▸ **Task objective**: Skip all pictures. Write out the data below from its first line through the line that contains "import React from 'react';".
-- BEGIN Data provided --
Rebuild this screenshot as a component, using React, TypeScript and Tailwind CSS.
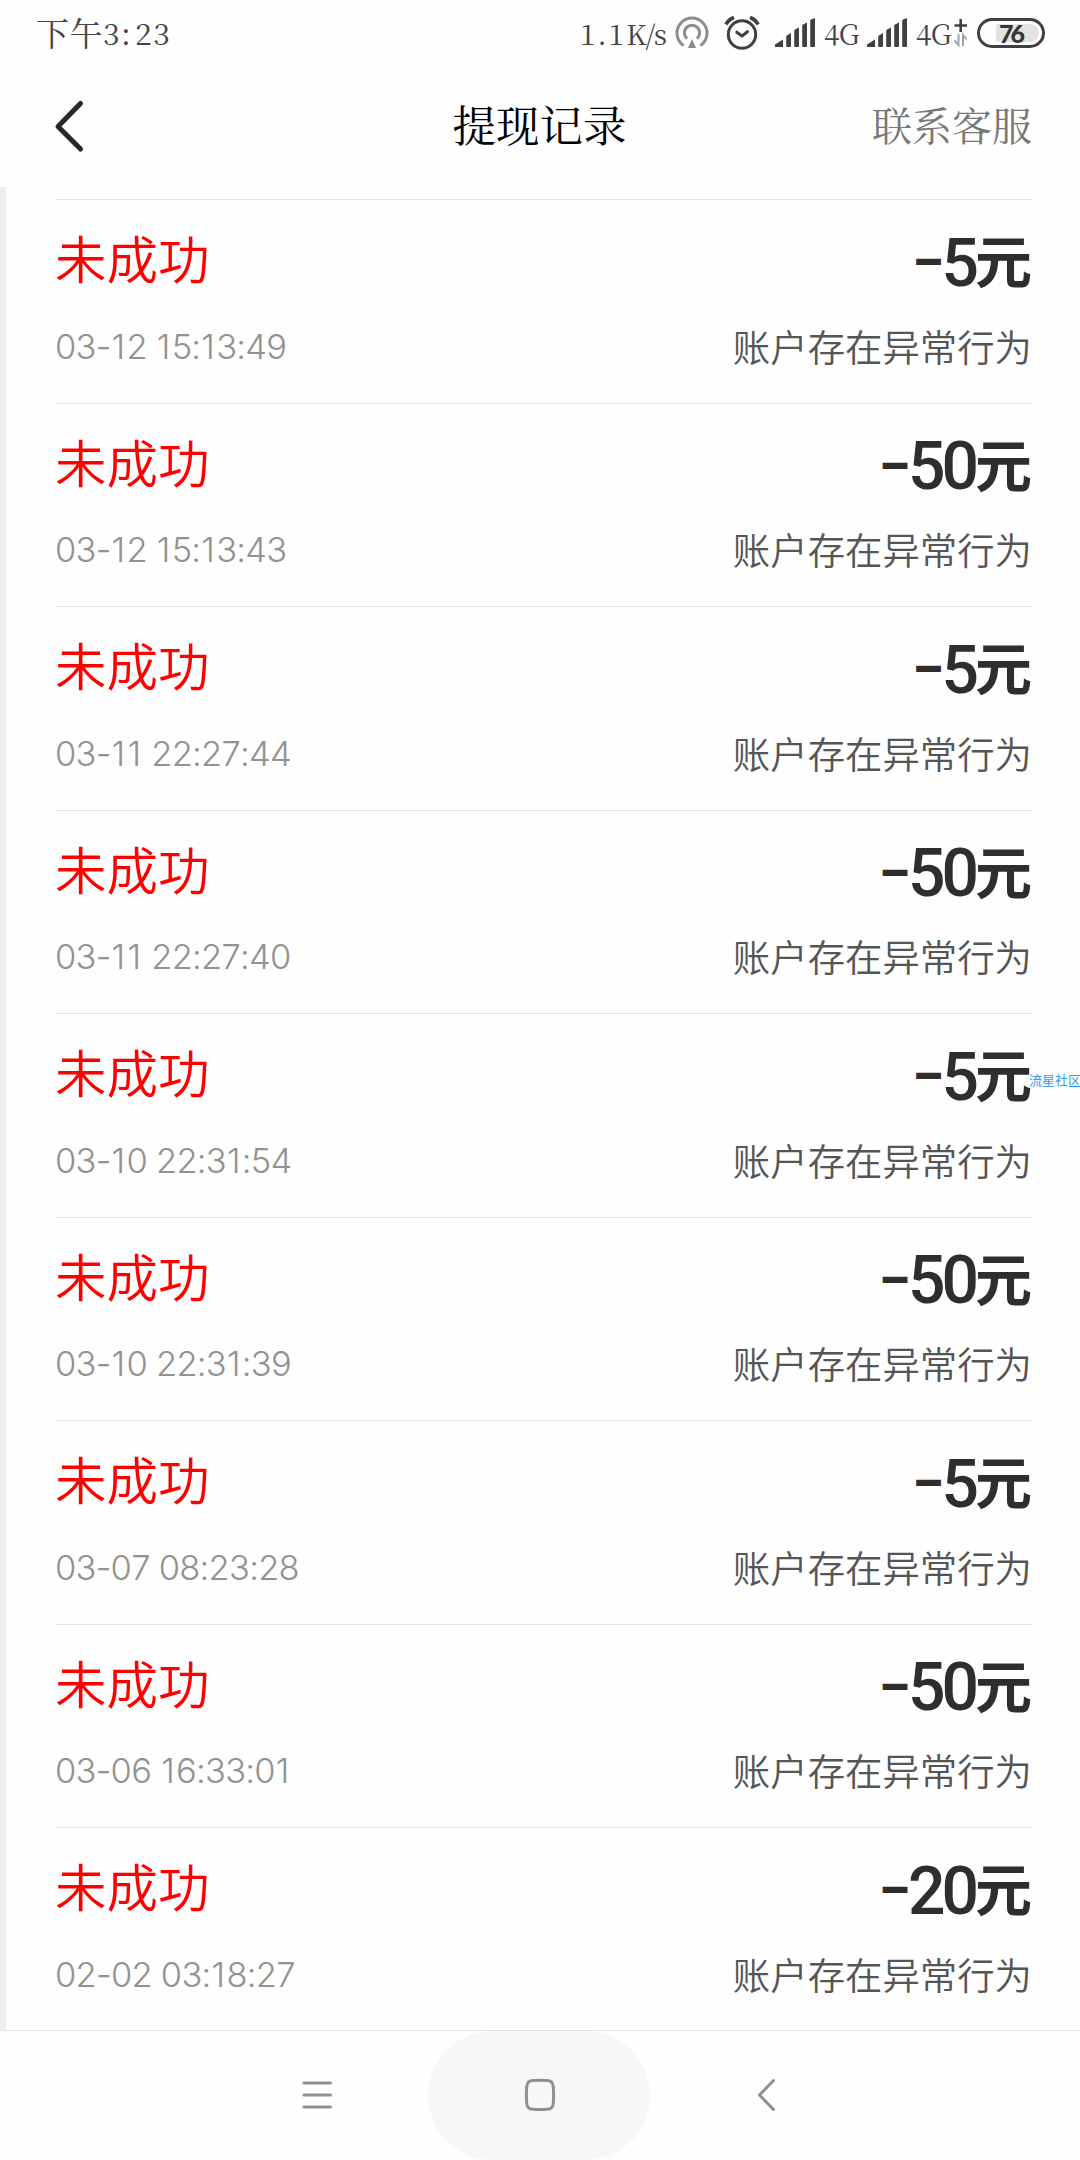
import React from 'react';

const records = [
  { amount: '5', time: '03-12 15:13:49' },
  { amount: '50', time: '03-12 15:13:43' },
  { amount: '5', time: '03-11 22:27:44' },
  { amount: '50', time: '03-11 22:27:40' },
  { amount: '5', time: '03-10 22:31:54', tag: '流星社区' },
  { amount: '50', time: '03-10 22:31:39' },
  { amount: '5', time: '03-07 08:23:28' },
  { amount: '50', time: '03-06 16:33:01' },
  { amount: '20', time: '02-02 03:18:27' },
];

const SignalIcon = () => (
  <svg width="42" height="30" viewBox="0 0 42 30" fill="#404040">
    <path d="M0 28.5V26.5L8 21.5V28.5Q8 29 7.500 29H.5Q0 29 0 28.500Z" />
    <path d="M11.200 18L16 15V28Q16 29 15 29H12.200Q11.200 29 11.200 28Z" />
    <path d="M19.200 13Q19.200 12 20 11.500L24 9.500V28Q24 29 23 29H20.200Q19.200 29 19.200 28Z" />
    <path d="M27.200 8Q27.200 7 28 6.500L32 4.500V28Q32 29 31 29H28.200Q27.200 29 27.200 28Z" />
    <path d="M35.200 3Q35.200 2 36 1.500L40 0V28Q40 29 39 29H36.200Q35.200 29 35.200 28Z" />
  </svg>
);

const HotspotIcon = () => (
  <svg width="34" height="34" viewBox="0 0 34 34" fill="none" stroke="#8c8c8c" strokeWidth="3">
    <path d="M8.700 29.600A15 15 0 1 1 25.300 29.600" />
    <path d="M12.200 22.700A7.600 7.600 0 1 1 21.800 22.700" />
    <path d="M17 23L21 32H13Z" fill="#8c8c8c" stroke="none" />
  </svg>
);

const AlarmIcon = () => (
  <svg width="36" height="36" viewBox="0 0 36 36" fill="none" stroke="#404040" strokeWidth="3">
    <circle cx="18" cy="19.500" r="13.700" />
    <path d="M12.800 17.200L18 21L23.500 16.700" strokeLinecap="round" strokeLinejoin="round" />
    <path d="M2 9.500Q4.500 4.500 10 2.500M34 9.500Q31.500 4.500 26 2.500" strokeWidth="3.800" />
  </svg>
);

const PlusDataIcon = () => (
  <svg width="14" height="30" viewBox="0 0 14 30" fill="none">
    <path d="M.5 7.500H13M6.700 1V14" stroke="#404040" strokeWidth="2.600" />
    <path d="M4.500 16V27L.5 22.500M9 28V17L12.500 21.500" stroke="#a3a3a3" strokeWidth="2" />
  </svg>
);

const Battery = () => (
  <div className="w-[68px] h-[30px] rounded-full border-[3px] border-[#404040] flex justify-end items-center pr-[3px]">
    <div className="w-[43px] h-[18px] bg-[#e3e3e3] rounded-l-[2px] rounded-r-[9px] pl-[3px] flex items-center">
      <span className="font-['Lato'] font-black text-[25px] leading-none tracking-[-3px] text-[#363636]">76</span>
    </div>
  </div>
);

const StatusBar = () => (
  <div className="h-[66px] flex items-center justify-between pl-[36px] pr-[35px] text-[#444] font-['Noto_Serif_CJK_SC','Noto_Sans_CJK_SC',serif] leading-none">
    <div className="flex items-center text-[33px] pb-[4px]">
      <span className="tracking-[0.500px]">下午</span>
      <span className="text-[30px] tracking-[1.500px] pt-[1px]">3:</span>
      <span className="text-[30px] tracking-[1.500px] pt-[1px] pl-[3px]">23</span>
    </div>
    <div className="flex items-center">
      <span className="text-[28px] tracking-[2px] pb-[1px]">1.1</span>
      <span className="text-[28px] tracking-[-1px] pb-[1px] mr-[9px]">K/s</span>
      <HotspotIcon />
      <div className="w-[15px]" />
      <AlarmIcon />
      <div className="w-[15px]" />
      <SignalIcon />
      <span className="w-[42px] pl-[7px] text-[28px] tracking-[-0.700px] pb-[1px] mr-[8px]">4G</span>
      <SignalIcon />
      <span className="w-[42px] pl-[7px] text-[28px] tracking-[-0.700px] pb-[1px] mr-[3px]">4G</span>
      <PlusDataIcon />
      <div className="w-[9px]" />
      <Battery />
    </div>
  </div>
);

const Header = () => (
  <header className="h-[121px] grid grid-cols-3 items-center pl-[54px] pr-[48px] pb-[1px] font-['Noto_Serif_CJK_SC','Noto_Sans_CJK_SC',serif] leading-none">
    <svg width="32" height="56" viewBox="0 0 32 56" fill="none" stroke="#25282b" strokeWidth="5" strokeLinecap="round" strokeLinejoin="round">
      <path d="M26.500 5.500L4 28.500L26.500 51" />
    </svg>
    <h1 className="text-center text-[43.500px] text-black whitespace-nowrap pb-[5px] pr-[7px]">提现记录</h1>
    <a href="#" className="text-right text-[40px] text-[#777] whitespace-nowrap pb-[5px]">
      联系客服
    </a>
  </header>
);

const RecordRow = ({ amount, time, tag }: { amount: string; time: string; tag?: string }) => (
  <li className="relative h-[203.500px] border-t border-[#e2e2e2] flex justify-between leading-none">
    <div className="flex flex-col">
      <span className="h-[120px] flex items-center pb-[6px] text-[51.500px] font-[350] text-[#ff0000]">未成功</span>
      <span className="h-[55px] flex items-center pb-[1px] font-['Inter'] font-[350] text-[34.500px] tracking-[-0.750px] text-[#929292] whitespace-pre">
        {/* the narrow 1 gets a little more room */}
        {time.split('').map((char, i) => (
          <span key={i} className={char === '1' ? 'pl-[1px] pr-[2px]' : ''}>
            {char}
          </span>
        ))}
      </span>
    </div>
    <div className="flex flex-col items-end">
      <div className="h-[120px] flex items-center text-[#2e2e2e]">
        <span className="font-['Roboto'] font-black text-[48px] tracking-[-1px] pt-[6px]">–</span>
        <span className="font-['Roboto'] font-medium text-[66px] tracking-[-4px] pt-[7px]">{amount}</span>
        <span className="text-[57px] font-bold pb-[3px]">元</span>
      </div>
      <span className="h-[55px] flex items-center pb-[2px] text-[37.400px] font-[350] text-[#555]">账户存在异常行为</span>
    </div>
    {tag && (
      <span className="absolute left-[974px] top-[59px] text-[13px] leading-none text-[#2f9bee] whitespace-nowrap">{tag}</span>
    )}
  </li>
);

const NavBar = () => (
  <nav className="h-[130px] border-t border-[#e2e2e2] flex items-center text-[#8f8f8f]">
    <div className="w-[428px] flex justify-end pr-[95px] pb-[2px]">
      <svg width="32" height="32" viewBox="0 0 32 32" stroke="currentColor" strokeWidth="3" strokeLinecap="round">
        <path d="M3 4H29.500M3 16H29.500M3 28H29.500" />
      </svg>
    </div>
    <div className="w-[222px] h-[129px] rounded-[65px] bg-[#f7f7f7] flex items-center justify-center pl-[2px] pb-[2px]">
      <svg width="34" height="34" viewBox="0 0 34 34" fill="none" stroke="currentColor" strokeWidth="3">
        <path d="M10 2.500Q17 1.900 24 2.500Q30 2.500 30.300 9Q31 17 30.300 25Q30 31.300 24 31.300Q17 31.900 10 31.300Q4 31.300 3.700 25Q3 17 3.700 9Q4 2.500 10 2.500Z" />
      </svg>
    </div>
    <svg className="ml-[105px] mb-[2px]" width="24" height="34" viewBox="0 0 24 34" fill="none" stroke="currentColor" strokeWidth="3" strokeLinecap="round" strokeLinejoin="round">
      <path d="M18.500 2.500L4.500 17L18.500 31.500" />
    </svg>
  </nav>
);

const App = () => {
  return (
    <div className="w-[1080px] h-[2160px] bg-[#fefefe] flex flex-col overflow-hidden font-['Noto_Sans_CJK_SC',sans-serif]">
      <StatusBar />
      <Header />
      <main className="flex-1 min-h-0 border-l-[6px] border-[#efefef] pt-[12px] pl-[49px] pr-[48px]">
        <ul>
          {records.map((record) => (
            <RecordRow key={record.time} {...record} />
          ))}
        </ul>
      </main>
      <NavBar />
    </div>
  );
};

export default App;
-- END Data provided --
▸ **Answer in full**:
Rebuild this screenshot as a component, using React, TypeScript and Tailwind CSS.
import React from 'react';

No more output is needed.